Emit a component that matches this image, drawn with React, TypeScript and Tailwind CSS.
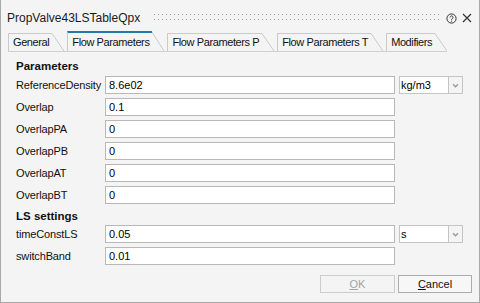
import React from "react";

const font = { fontFamily: '"Liberation Sans", Arial, sans-serif' };

const tabs = [
	{ label: "General", active: false },
	{ label: "Flow Parameters", active: true },
	{ label: "Flow Parameters P", active: false },
	{ label: "Flow Parameters T", active: false },
	{ label: "Modifiers", active: false },
];

interface FieldRow {
	label: string;
	value: string;
	unit?: string;
}

const parameterRows: FieldRow[] = [
	{ label: "ReferenceDensity", value: "8.6e02", unit: "kg/m3" },
	{ label: "Overlap", value: "0.1" },
	{ label: "OverlapPA", value: "0" },
	{ label: "OverlapPB", value: "0" },
	{ label: "OverlapAT", value: "0" },
	{ label: "OverlapBT", value: "0" },
];

const lsRows: FieldRow[] = [
	{ label: "timeConstLS", value: "0.05", unit: "s" },
	{ label: "switchBand", value: "0.01" },
];

function Tab({ label, active }: { label: string; active: boolean }) {
	const h = active ? 20 : 18;
	return (
		<div className={`flex ${active ? "h-[20px]" : "h-[18px]"}`}>
			<div
				className={`flex items-center pl-[4px] pr-[3px] border-l border-l-[#cacaca] ${
					active ? "border-t-2 border-t-[#1f7ca6]" : "border-t border-t-[#cacaca]"
				} text-[11px] tracking-[-0.4px] text-[#111] leading-none whitespace-nowrap`}
			>
				{label}
			</div>
			<svg width="12" height={h} className="block">
				<line x1="0" y1={active ? 1 : 0.5} x2="12" y2={h} stroke="#cacaca" strokeWidth="1" />
			</svg>
		</div>
	);
}

function Row({ row }: { row: FieldRow }) {
	return (
		<div className="flex items-center h-[18px]">
			<span className="w-[89px] text-[11px] tracking-[-0.15px] text-[#111] whitespace-nowrap">
				{row.label}
			</span>
			<div className="w-[290px] h-[18px] bg-white border border-[#b8b8b8] flex items-center pl-[3px] text-[11px] text-black">
				{row.value}
			</div>
			{row.unit && (
				<div className="flex ml-[4px]">
					<div className="w-[50px] h-[18px] bg-white border border-[#c4c4c4] flex items-center pl-[1px] text-[11px] text-black">
						{row.unit}
					</div>
					<div className="w-[15px] h-[18px] -ml-px border border-[#c4c4c4] flex items-center justify-center">
						<svg width="7" height="5" viewBox="0 0 7 5">
							<path d="M1 1.2 L3.5 3.7 L6 1.2" fill="none" stroke="#9a9a9a" strokeWidth="1.4" />
						</svg>
					</div>
				</div>
			)}
		</div>
	);
}

export default function App() {
	return (
		<div
			className="w-[480px] h-[303px] bg-[#f4f4f4] border-l border-r border-b border-[#a8a8a8] flex flex-col"
			style={font}
		>
			{/* title bar */}
			<div className="h-[31px] flex pl-[6px] pt-[11px]">
				<span className="text-[12px] leading-[14px] text-[#1a1a1a]">PropValve43LSTableQpx</span>
				<svg className="ml-[14px] mt-[3px] flex-1" height="7">
					<defs>
						<pattern id="grip" width="4" height="5" patternUnits="userSpaceOnUse">
							<rect x="0" y="0" width="1" height="1" fill="#9c9c9c" />
						</pattern>
					</defs>
					<rect x="0" y="0" width="100%" height="7" fill="url(#grip)" />
				</svg>
				<div className="flex items-start gap-[5px] ml-[6px] mr-[7px] mt-[2px]">
					<svg width="11" height="11" viewBox="0 0 11 11">
						<circle cx="5.5" cy="5.5" r="4.6" fill="none" stroke="#333" strokeWidth="1" />
						<path
							d="M4 4.4a1.5 1.5 0 1 1 2.3 1.3c-.5.3-.8.5-.8 1.1"
							fill="none"
							stroke="#333"
							strokeWidth="1"
						/>
						<rect x="5" y="7.6" width="1" height="1" fill="#333" />
					</svg>
					<svg width="10" height="10" viewBox="0 0 10 10">
						<path d="M1 1 L9 9 M9 1 L1 9" stroke="#333" strokeWidth="1.2" />
					</svg>
				</div>
			</div>

			{/* tabs */}
			<div className="pl-[7px]">
				<div className="flex items-end gap-[3px] w-fit h-[21px] border-b border-[#d0d0d0]">
					{tabs.map((t) => (
						<Tab key={t.label} label={t.label} active={t.active} />
					))}
				</div>
			</div>

			{/* content */}
			<div className="flex flex-col pl-[15px] flex-1">
				<div className="mt-[6px] text-[11.5px] leading-[16px] font-bold text-[#111]">Parameters</div>
				<div className="flex flex-col gap-[4px] mt-[2px]">
					{parameterRows.map((r) => (
						<Row key={r.label} row={r} />
					))}
				</div>
				<div className="mt-[4px] text-[11.5px] leading-[16px] font-bold text-[#111]">LS settings</div>
				<div className="flex flex-col gap-[4px] mt-[1px]">
					{lsRows.map((r) => (
						<Row key={r.label} row={r} />
					))}
				</div>
			</div>

			{/* buttons */}
			<div className="flex justify-end gap-[3px] pr-[7px] pb-[9px]">
				<div className="w-[75px] h-[18px] border border-[#cccccc] bg-[#f4f4f4] flex items-center justify-center text-[11px] text-[#a3a3a3]">
					<span>
						<span className="underline">O</span>K
					</span>
				</div>
				<div className="w-[74px] h-[18px] border border-[#adadad] bg-[#f7f7f7] flex items-center justify-center text-[11px] text-[#111]">
					<span>
						<span className="underline">C</span>ancel
					</span>
				</div>
			</div>
		</div>
	);
}
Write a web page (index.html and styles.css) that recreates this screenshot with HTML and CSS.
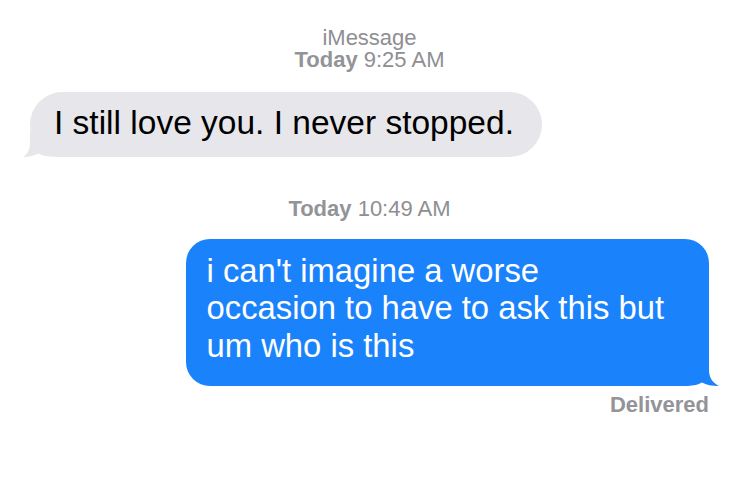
FILE: index.html
```html
<!DOCTYPE html>
<html>
<head>
<meta charset="utf-8">
<link rel="stylesheet" href="styles.css">
</head>
<body>
<main class="thread">
  <div class="meta meta-top">
    <div class="service">iMessage</div>
    <div><span class="day">Today</span> 9:25 AM</div>
  </div>
  <div class="row row-in">
    <div class="bubble bubble-in">I still love you. I never stopped.
      <svg class="tail tail-in" width="42" height="26" viewBox="0 0 42 26"><path d="M7 0 L7 12 C7 19 4 23.5 0 26 C6 26 11 24.8 15 22.5 C19 25 25 26 42 26 L42 0 Z" fill="#e6e6eb"/></svg>
    </div>
  </div>
  <div class="meta meta-mid"><span class="day">Today</span> 10:49 AM</div>
  <div class="row row-out">
    <div class="bubble bubble-out">i can't imagine a worse occasion to have to ask this but um who is this
      <svg class="tail tail-out" width="40" height="26" viewBox="0 0 40 26"><path d="M30 0 L30 10 C30 18 34 23 40 26 C33 26 27 25 23 22.5 C19 25 14 26 0 26 L0 0 Z" fill="#1a82fb"/></svg>
    </div>
  </div>
  <div class="status">Delivered</div>
</main>
</body>
</html>
```
FILE: styles.css
```css
html, body {
  margin: 0;
  padding: 0;
  background: #ffffff;
}
body {
  font-family: "Liberation Sans", Arial, sans-serif;
  width: 741px;
  height: 503px;
  overflow: hidden;
}
.thread {
  display: flex;
  flex-direction: column;
  padding: 27px 32px 0 30px;
}
.meta {
  text-align: center;
  color: #8e8e93;
  font-size: 22px;
  line-height: 22px;
}
.day {
  font-weight: 700;
  color: #939398;
}
.row {
  display: flex;
}
.row-in {
  justify-content: flex-start;
  margin-top: 20.5px;
}
.row-out {
  justify-content: flex-end;
  margin-top: 18.5px;
}
.bubble {
  position: relative;
  z-index: 0;
  box-sizing: border-box;
}
.bubble-in {
  background: #e6e6eb;
  color: #000;
  border-radius: 33px;
  font-size: 33.5px;
  line-height: 37.4px;
  padding: 12.7px 28px 15.9px 24px;
}
.bubble-out {
  background: #1a82fb;
  color: #fff;
  border-radius: 24px;
  max-width: 523px;
  font-size: 32.8px;
  line-height: 37.3px;
  padding: 13.2px 39px 21.8px 20.5px;
}
.tail {
  position: absolute;
  bottom: 0;
  display: block;
  z-index: -1;
}
.tail-in {
  left: -7px;
}
.tail-out {
  right: -10px;
}
.meta-mid {
  margin-top: 41px;
}
.status {
  align-self: flex-end;
  margin-top: 8px;
  color: #939398;
  font-size: 22px;
  font-weight: 700;
  line-height: 22px;
}
```
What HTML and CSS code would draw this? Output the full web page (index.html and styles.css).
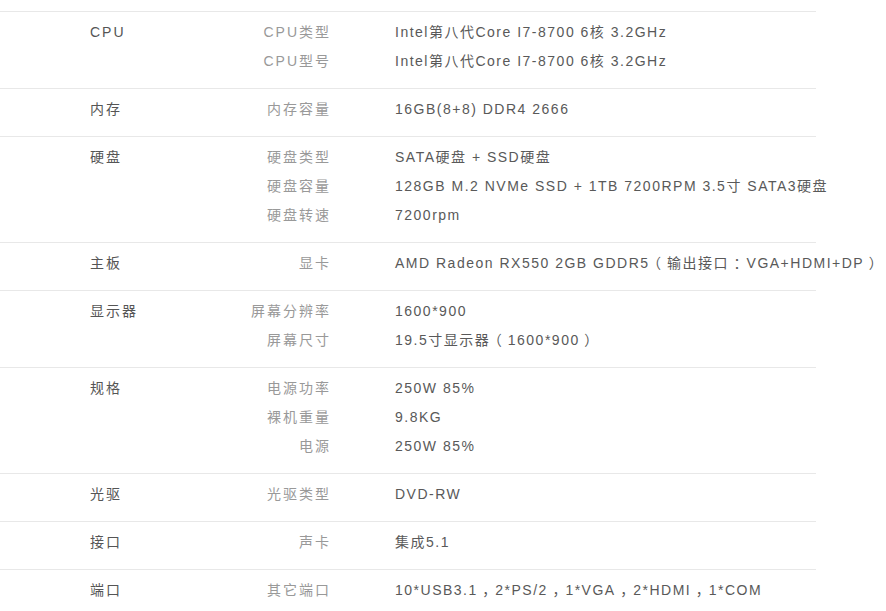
FILE: index.html
```html
<!DOCTYPE html>
<html lang="zh-CN">
<head>
<meta charset="utf-8">
<title>配置参数</title>
<link rel="stylesheet" href="styles.css">
</head>
<body>
<div class="spec">
  <div class="row">
    <div class="cat">CPU</div>
    <div class="labels"><div>CPU类型</div><div>CPU型号</div></div>
    <div class="vals"><div>Intel第八代Core I7-8700 6核 3.2GHz</div><div>Intel第八代Core I7-8700 6核 3.2GHz</div></div>
  </div>
  <div class="row">
    <div class="cat">内存</div>
    <div class="labels"><div>内存容量</div></div>
    <div class="vals"><div>16GB(8+8) DDR4 2666</div></div>
  </div>
  <div class="row">
    <div class="cat">硬盘</div>
    <div class="labels"><div>硬盘类型</div><div>硬盘容量</div><div>硬盘转速</div></div>
    <div class="vals"><div>SATA硬盘 + SSD硬盘</div><div>128GB M.2 NVMe SSD + 1TB 7200RPM 3.5寸 SATA3硬盘</div><div>7200rpm</div></div>
  </div>
  <div class="row">
    <div class="cat">主板</div>
    <div class="labels"><div>显卡</div></div>
    <div class="vals"><div>AMD Radeon RX550 2GB GDDR5<span class="p">（</span>输出接口<span class="p">：</span>VGA+HDMI+DP<span class="p">）</span></div></div>
  </div>
  <div class="row">
    <div class="cat">显示器</div>
    <div class="labels"><div>屏幕分辨率</div><div>屏幕尺寸</div></div>
    <div class="vals"><div>1600*900</div><div>19.5寸显示器<span class="p">（</span>1600*900<span class="p">）</span></div></div>
  </div>
  <div class="row">
    <div class="cat">规格</div>
    <div class="labels"><div>电源功率</div><div>裸机重量</div><div>电源</div></div>
    <div class="vals"><div>250W 85%</div><div>9.8KG</div><div>250W 85%</div></div>
  </div>
  <div class="row">
    <div class="cat">光驱</div>
    <div class="labels"><div>光驱类型</div></div>
    <div class="vals"><div>DVD-RW</div></div>
  </div>
  <div class="row">
    <div class="cat">接口</div>
    <div class="labels"><div>声卡</div></div>
    <div class="vals"><div>集成5.1</div></div>
  </div>
  <div class="row">
    <div class="cat">端口</div>
    <div class="labels"><div>其它端口</div></div>
    <div class="vals"><div>10*USB3.1<span class="p">，</span>2*PS/2<span class="p">，</span>1*VGA<span class="p">，</span>2*HDMI<span class="p">，</span>1*COM</div></div>
  </div>
</div>
</body>
</html>
```
FILE: styles.css
```css
html, body {
  margin: 0;
  padding: 0;
  background: #fff;
}
body {
  font-family: "Liberation Sans", Arial, "Noto Sans CJK SC", sans-serif;
  font-size: 14px;
  letter-spacing: 1.5px;
}
.spec {
  width: 816px;
  padding-top: 11px;
}
.row {
  display: grid;
  grid-template-columns: 250px 80px 1fr;
  border-top: 1px solid #e8e8e8;
  padding: 6px 0 12px;
  line-height: 29px;
}
.cat {
  padding-left: 90px;
  color: #555;
  letter-spacing: 2px;
}
.labels {
  text-align: right;
  color: #999;
  letter-spacing: 2px;
  margin-right: -1px;
}
.vals {
  padding-left: 65px;
  color: #595959;
  white-space: nowrap;
}
.p {
  display: inline-block;
  width: 16px;
  text-align: center;
  letter-spacing: 0;
  line-height: 1;
  font-feature-settings: "halt";
  margin-right: 1.5px;
}
```
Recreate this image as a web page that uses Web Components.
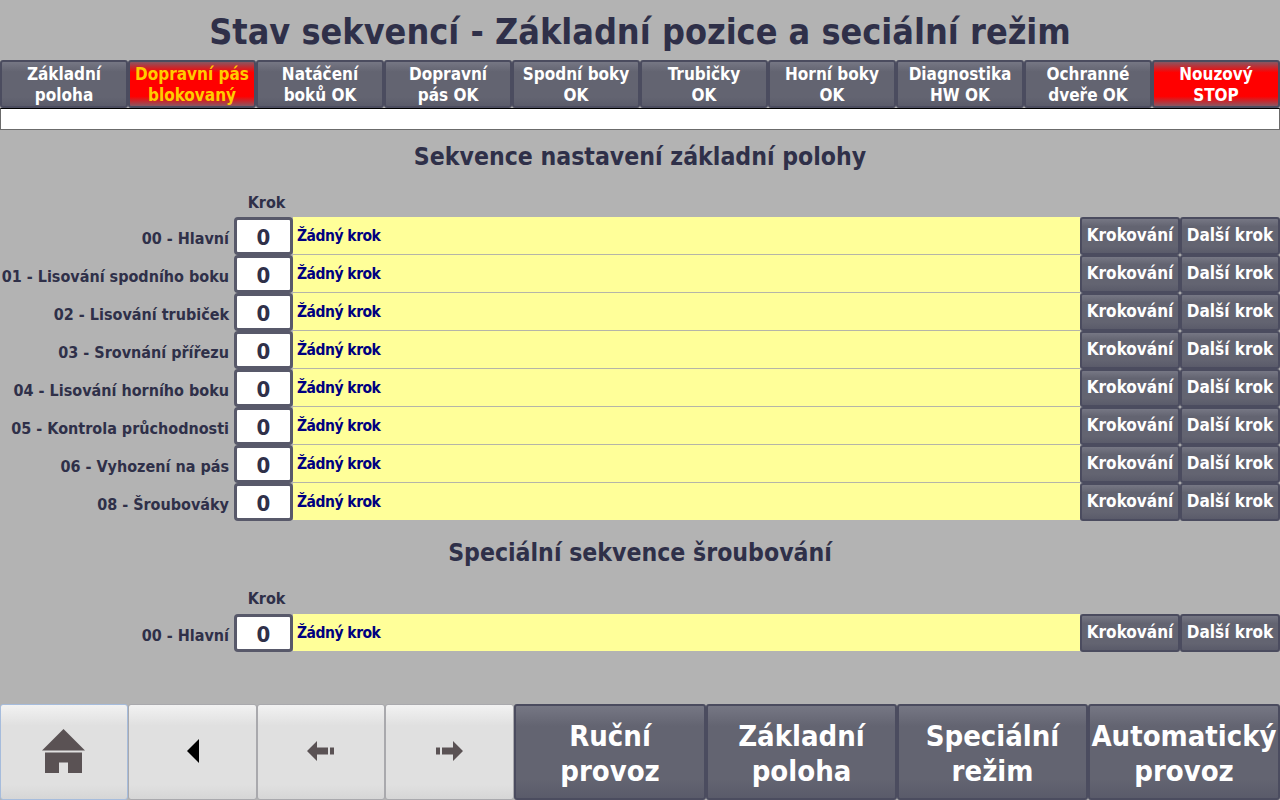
<!DOCTYPE html>
<html lang="cs">
<head>
<meta charset="utf-8">
<title>Stav sekvencí</title>
<style>
    html, body {
        margin: 0;
        height: 100%;
        background: #b3b3b3;
        font-family: "DejaVu Sans Condensed", "DejaVu Sans", sans-serif;
        font-weight: 700;
    }
    hmi-screen { width: 1280px; height: 800px; }
</style>
</head>
<body>
<template id="hmi-button-tpl">
    <style>
        :host {
            display: flex;
            box-sizing: border-box;
            min-width: 0;
            align-items: center;
            justify-content: center;
            text-align: center;
            color: #fff;
            border: 2px solid #4b4c5f;
            border-radius: 3px;
            padding-top: var(--btn-top, 0);
            padding-bottom: var(--btn-bottom, 0);
            background: linear-gradient(#767784 0, #636471 22%, #636471 80%, #5a5b6a 100%);
            font-size: var(--btn-size, 17px);
            line-height: var(--btn-line, 21px);
            white-space: nowrap;
        }
        :host([alarm]) {
            background: linear-gradient(#8b5560 0, #ff0000 24%, #ff0000 78%, #8b5560 100%);
        }
        :host([alarm="warn"]) { color: #ffcc00; }
        :host([light]) {
            border: 1px solid #a9a9ad;
            padding: 0 0 2px;
            background: linear-gradient(#f2f2f2 0, #e0e0e0 22%, #e0e0e0 85%, #d6d6d6 100%);
        }
        :host([focus]) { border: 1px solid #a6bcdc; }
    </style>
    <slot></slot>
</template>

<template id="hmi-row-tpl">
    <style>
        :host {
            display: grid;
            grid-template-columns: 234px 59px 787px 100px 100px;
            height: 38px;
        }
        .label {
            padding: 11px 5px 0 0;
            text-align: right;
            font-size: 16px;
            line-height: 22px;
            color: #2f3049;
            white-space: nowrap;
        }
        .value {
            box-sizing: border-box;
            height: 38px;
            padding-top: 3px;
            display: flex;
            align-items: center;
            justify-content: center;
            background: #fff;
            border: 3px solid #58596a;
            border-radius: 4px;
            color: #2f3049;
            font-size: 22px;
        }
        .text {
            box-sizing: border-box;
            height: 38px;
            padding: 8px 0 0 4px;
            background: #ffff99;
            border-bottom: 1px solid #b5b5a8;
            color: #000080;
            font-size: 15.5px;
            letter-spacing: -0.5px;
            line-height: 22px;
        }
        :host([last]) .text { border-bottom: 0; height: 37px; }
        hmi-button { height: 38px; --btn-bottom: 2px; }
    </style>
    <div class="label"><slot></slot></div>
    <div class="value">0</div>
    <div class="text">Žádný krok</div>
    <hmi-button>Krokování</hmi-button>
    <hmi-button>Další krok</hmi-button>
</template>

<template id="hmi-section-tpl">
    <style>
        :host { display: block; }
        h2 {
            margin: 0;
            height: 52px;
            padding-top: 1px;
            box-sizing: border-box;
            display: flex;
            align-items: center;
            justify-content: center;
            font-size: 24.6px;
            font-weight: 700;
            color: #2f3049;
        }
        .krok {
            box-sizing: border-box;
            height: var(--krok-h, 35px);
            padding: 10px 0 0 240px;
            width: 293px;
            text-align: center;
            font-size: 16px;
            line-height: 22px;
            color: #2f3049;
        }
    </style>
    <h2></h2>
    <div class="krok">Krok</div>
    <slot></slot>
</template>

<template id="hmi-status-tpl">
    <style>
        :host {
            display: grid;
            grid-template-columns: repeat(10, 128px);
            height: 48px;
            --btn-top: 1px;
        }
    </style>
    <slot></slot>
</template>

<template id="hmi-footer-tpl">
    <style>
        :host {
            display: grid;
            grid-template-columns: 128px 129px 128px 129px 192px 191px 191px 192px;
            height: 96px;
            margin-top: auto;
            --btn-size: 29px;
            --btn-line: 35px;
            --btn-top: 4px;
        }
    </style>
    <slot></slot>
</template>

<template id="hmi-screen-tpl">
    <style>
        :host { display: flex; flex-direction: column; }
        h1 {
            margin: 0;
            height: 60px;
            padding-top: 2px;
            box-sizing: border-box;
            display: flex;
            align-items: center;
            justify-content: center;
            font-size: 35.7px;
            font-weight: 700;
            color: #2f3049;
        }
        .message {
            box-sizing: border-box;
            height: 22px;
            background: #fff;
            border: 1px solid #6b6b6b;
            border-top-color: #000;
        }
    </style>
    <h1><slot name="title"></slot></h1>
    <slot name="status"></slot>
    <div class="message"></div>
    <slot></slot>
</template>

<hmi-screen>
    <span slot="title">Stav sekvencí - Základní pozice a seciální režim</span>
    <hmi-status slot="status">
        <hmi-button>Základní<br>poloha</hmi-button>
        <hmi-button alarm="warn">Dopravní pás<br>blokovaný</hmi-button>
        <hmi-button>Natáčení<br>boků OK</hmi-button>
        <hmi-button>Dopravní<br>pás OK</hmi-button>
        <hmi-button>Spodní boky<br>OK</hmi-button>
        <hmi-button>Trubičky<br>OK</hmi-button>
        <hmi-button>Horní boky<br>OK</hmi-button>
        <hmi-button>Diagnostika<br>HW OK</hmi-button>
        <hmi-button>Ochranné<br>dveře OK</hmi-button>
        <hmi-button alarm="stop">Nouzový<br>STOP</hmi-button>
    </hmi-status>

    <hmi-section heading="Sekvence nastavení základní polohy">
        <hmi-row>00 - Hlavní</hmi-row>
        <hmi-row>01 - Lisování spodního boku</hmi-row>
        <hmi-row>02 - Lisování trubiček</hmi-row>
        <hmi-row>03 - Srovnání přířezu</hmi-row>
        <hmi-row>04 - Lisování horního boku</hmi-row>
        <hmi-row>05 - Kontrola průchodnosti</hmi-row>
        <hmi-row>06 - Vyhození na pás</hmi-row>
        <hmi-row last>08 - Šroubováky</hmi-row>
    </hmi-section>

    <hmi-section heading="Speciální sekvence šroubování" style="margin-top:5px;--krok-h:36px">
        <hmi-row last>00 - Hlavní</hmi-row>
    </hmi-section>

    <hmi-footer>
        <hmi-button light focus>
            <svg width="44" height="44" viewBox="0 0 44 44" fill="#5a5254">
                <path d="M21.500 0 43 21.500H0z"/>
                <path d="M3 23.500h37V44H26V33.500h-9V44H3z"/>
            </svg>
        </hmi-button>
        <hmi-button light>
            <svg width="12" height="24" viewBox="0 0 12 24" fill="#000"><path d="M12 0v24L0 12z"/></svg>
        </hmi-button>
        <hmi-button light>
            <svg width="27" height="20" viewBox="0 0 27 20" fill="#5a5254" style="margin-right:2px">
                <path d="M10 0v6.500h11v7H10V20L0 10z"/><path d="M23 6.500h4v7h-4z"/>
            </svg>
        </hmi-button>
        <hmi-button light>
            <svg width="27" height="20" viewBox="0 0 27 20" fill="#5a5254">
                <path d="M17 0v6.500H6v7h11V20l10-10z"/><path d="M0 6.500h4v7H0z"/>
            </svg>
        </hmi-button>
        <hmi-button>Ruční<br>provoz</hmi-button>
        <hmi-button>Základní<br>poloha</hmi-button>
        <hmi-button>Speciální<br>režim</hmi-button>
        <hmi-button>Automatický<br>provoz</hmi-button>
    </hmi-footer>
</hmi-screen>

<script>
    // every element only clones its template, the section also fills its heading
    function shadowFrom(host, id) {
        const root = host.attachShadow({ mode: 'open' });
        root.appendChild(document.getElementById(id).content.cloneNode(true));
        return root;
    }

    class HmiButton extends HTMLElement {
        connectedCallback() { if (!this.shadowRoot) shadowFrom(this, 'hmi-button-tpl'); }
    }
    class HmiRow extends HTMLElement {
        connectedCallback() { if (!this.shadowRoot) shadowFrom(this, 'hmi-row-tpl'); }
    }
    class HmiSection extends HTMLElement {
        connectedCallback() {
            if (this.shadowRoot) return;
            const root = shadowFrom(this, 'hmi-section-tpl');
            root.querySelector('h2').textContent = this.getAttribute('heading');
        }
    }
    class HmiStatus extends HTMLElement {
        connectedCallback() { if (!this.shadowRoot) shadowFrom(this, 'hmi-status-tpl'); }
    }
    class HmiFooter extends HTMLElement {
        connectedCallback() { if (!this.shadowRoot) shadowFrom(this, 'hmi-footer-tpl'); }
    }
    class HmiScreen extends HTMLElement {
        connectedCallback() { if (!this.shadowRoot) shadowFrom(this, 'hmi-screen-tpl'); }
    }

    customElements.define('hmi-button', HmiButton);
    customElements.define('hmi-row', HmiRow);
    customElements.define('hmi-section', HmiSection);
    customElements.define('hmi-status', HmiStatus);
    customElements.define('hmi-footer', HmiFooter);
    customElements.define('hmi-screen', HmiScreen);
</script>
</body>
</html>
......
■ Problem to solve
Pull out every line holding "React" from the records above, and copy it.

■ Solution
Emit a component that matches this image, drawn with React, TypeScript and Tailwind CSS.
import React from "react";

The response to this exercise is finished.